Après s'être attiré l'ire de Marat jusqu'à son assassinat, elle fit tant et si bien contre Robespierre par toute une série de libelles et d'affiches qu'elle finit ainsi par s'attirer les foudres du Comité de Salut Public, l'accusant, suite à la dénonciation de son afficheur, de défendre le régime monarchique par le biais d'un texte qui n'eut même pas le temps d'être placardé "les trois urnes" dans lequel elle tâche de défendre une position modérée ne rejetant ni l'aristocratie ni la royauté dans les enfers révolutionnaires. Après quelques mois de prison, y poursuivant malgré tout, avec courage, son oeuvre polémique et ses diatribes à l'encontre de Robespierre qu'elle compare à un Tyran, elle sera jugée et condamnée à mort le 2 novembre 1793, en plein dans cet épisode sanglant de la Révolution Française nommé, par décret du 5 septembre de cette même année, la Terreur. Elle sera guillotinée le lendemain. Elle avait Quarante-cinq ans.
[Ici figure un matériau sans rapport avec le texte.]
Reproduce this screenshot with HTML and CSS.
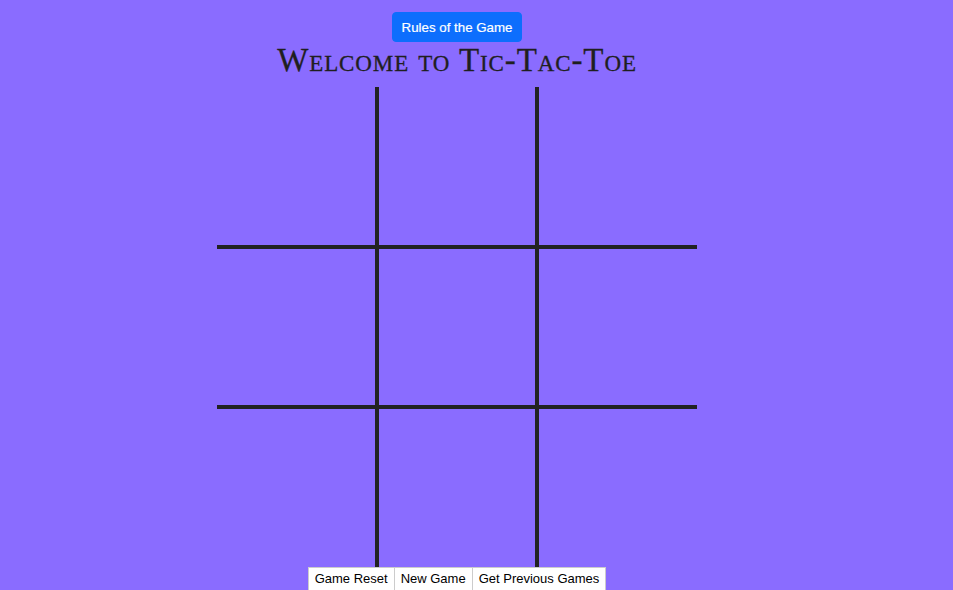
FILE: index.html
```html
<!DOCTYPE html>
<html>
<head>
	<meta charset="utf-8">
	<title>Tic-Tac-Toe</title>
	<link rel="stylesheet" href="styles.css">
</head>
<body>
<div class="page">
	<button class="rules-btn">Rules of the Game</button>
	<h1 class="title">Welcome to Tic-Tac-Toe</h1>

	<div class="board">
		<div class="cell c1 r1"></div>
		<div class="cell c2 r1"></div>
		<div class="cell c3 r1"></div>
		<div class="cell c1 r2"></div>
		<div class="cell c2 r2"></div>
		<div class="cell c3 r2"></div>
		<div class="cell c1 r3"></div>
		<div class="cell c2 r3"></div>
		<div class="cell c3 r3"></div>
	</div>

	<div class="controls">
		<button class="ctrl">Game Reset</button>
		<button class="ctrl">New Game</button>
		<button class="ctrl">Get Previous Games</button>
	</div>
</div>
</body>
</html>
```

FILE: styles.css
```css
body {
	margin: 0;
	background-color: #8a6cff;
	font-family: "Liberation Sans", Arial, sans-serif;
	overflow: hidden;
}

.page {
	width: 480px;
	margin-left: 217px;
	padding-top: 12px;
	display: flex;
	flex-direction: column;
	align-items: center;
}

.rules-btn {
	background-color: #0d6efd;
	color: white;
	border: 1px solid #0d6efd;
	border-radius: 4px;
	font-family: "Liberation Sans", Arial, sans-serif;
	font-size: 13.3px;
	height: 30px;
	padding: 0 9px;
	cursor: pointer;
	-webkit-text-stroke: 0.2px white;
}

.title {
	margin: 0;
	height: 36px;
	padding-bottom: 9px;
	line-height: 36px;
	font-family: "Liberation Serif", "Times New Roman", serif;
	font-variant: small-caps;
	font-weight: normal;
	font-size: 33px;
	letter-spacing: 0.9px;
	color: #1f1f1f;
	white-space: nowrap;
	-webkit-text-stroke: 0.3px #1f1f1f;
}

.board {
	display: grid;
	grid-template-columns: 162px 160px 158px;
	grid-template-rows: 162px 160px 158px;
	width: 480px;
}

.cell {
	box-sizing: border-box;
}

.c1, .c2 {
	border-right: 4px solid #222222;
}

.r1, .r2 {
	border-bottom: 4px solid #222222;
}

.controls {
	display: flex;
}

.ctrl {
	background: white;
	border: 1px solid #cccccc;
	font-family: "Liberation Sans", Arial, sans-serif;
	font-size: 13px;
	color: black;
	padding: 3px 6px 4px;
	margin: 0;
}

.ctrl + .ctrl {
	margin-left: -1px;
}
```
Ce beau "pavé" de quelques cinq cent pages (en comprenant les notices bibliographiques), avec Catel Muller au dessin et José-Louis Bocquet au scénario n'a pourtant pas pour illusion de rendre in extenso la vie hautement trépidante d'une jeune femme engagée de la fin de ce XVIIIème siècle si remuant. On pourra peut-être lui reprocher de ne présenter que cette "France d'en-haut" de l'époque - même si la future Olympe est d'extraction sociale "moyenne", malgré un géniteur de la haute noblesse provinciale -, de trop centrer l'histoire sur et autour d'Olympe, passant très vite sur les remous politiques et sociaux de l'heure, mais le parti-pris est aussi défendable que parfaitement assumé par les deux auteurs. Par ailleurs, l'ascension de cette jeune femme fut telle qu'elle n'eut guère le temps de demeurer véritablement au sein des classes sociales les plus basses. Mais cela ne l'empêcha jamais d'en connaitre et d'en ressentir la misère et les souffrances.

Bien que l'on redécouvre depuis une trentaine d'année l'oeuvre militante de cette femme, (on retiendra tout particulièrement le "Ainsi soit Olympe de Gouges" de Benoîte Groult, une biographie facile d'accès et présentant un choix de ses textes engagés), énergique, altruiste, digne et fière, il était bon que soit publié une telle biographie (que l'on pourra estimer romancée mais qui colle d'aussi près que possible à l'existence passée de Marie Gouze) au dessin très vif, facilement lisible, donnant mieux à comprendre les atmosphères, les caractères de l'époque que n'aurait pu le faire un dessin au style plus réaliste mais peut-être plus ampoulé ou trop éloigné des canons du genre. Quant au texte, il allie extraits d'oeuvres, bon mots véridiques et dialogues contemporains parfaitement intégrés sans jamais céder à une sorte d'esthétisme linguistique improbable, travers fréquent des bande-dessinées à caractère historique.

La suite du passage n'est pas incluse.